Je salue à ce titre l’adoption de l’amendement de notre collègue Jean-Baptiste Lemoyne à la proposition de loi visant à prévenir les ingérences étrangères en France. Cet amendement, que j’ai cosigné, visait à instaurer un débat annuel au Parlement sur l’intelligence économique et à assurer le suivi du respect des engagements pris par les investisseurs étrangers en incluant ces informations dans le rapport annuel remis au Parlement. Investir est une chose, tenir ses engagements en est une autre !
Notre arsenal juridique a déjà été renforcé par le biais du décret du 28 décembre 2023 relatif aux investissements étrangers en France, qui a pérennisé le contrôle du franchissement du seuil de 10 % des droits de vote dans les sociétés cotées sur un marché réglementé par des investisseurs extraeuropéens.
Le filtre européen ne peut-il toutefois pas être amélioré ? Faut-il contraindre nos voisins membres de l’Union européenne à se doter de mécanismes de contrôle clairs et fiables ?
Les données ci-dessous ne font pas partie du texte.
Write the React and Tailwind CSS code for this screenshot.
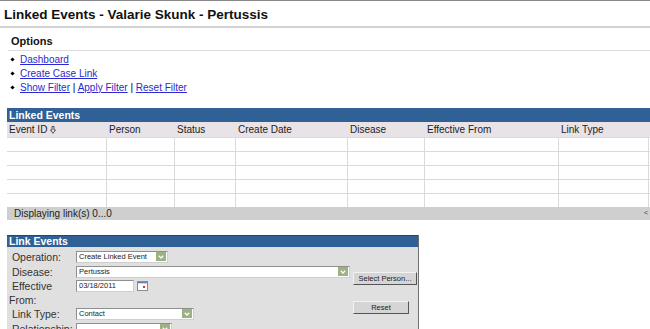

À l’horizon d’une Europe plus protectrice se dessine, de fait, une France plus souveraine.
Derrière la question de la souveraineté de la France se cachent en réalité les dangers de la captation de notre savoir-faire par des investissements étrangers.
L’échelon local compte autant, sinon plus, que l’échelon européen. Comment associer davantage les réseaux professionnels dans le contrôle ? Que ferons-nous lorsque 50 % des parcelles de vignes, dans le Bordelais ou en Bourgogne, seront détenues par des capitaux asiatiques ?
Certaines limites sont tracées pour ne pas être franchies. Celle de notre souveraineté, a fortiori lorsqu’il s’agit de nos liqueurs fruitées, doit à mon sens ne l’être jamais. Il nous revient de continuer à veiller sur le contrôle de ces investissements étrangers.
Quel est votre engagement dans la préservation de notre savoir-faire, et quelles mesures supplémentaires pourrions-nous envisager en ce sens, monsieur le ministre ? Quelle voix la France peut-elle porter auprès de ses partenaires européens afin de renforcer notre coopération et de mutualiser nos protections ? (Applaudissements sur les travées des groupes RDPI et RDSE.)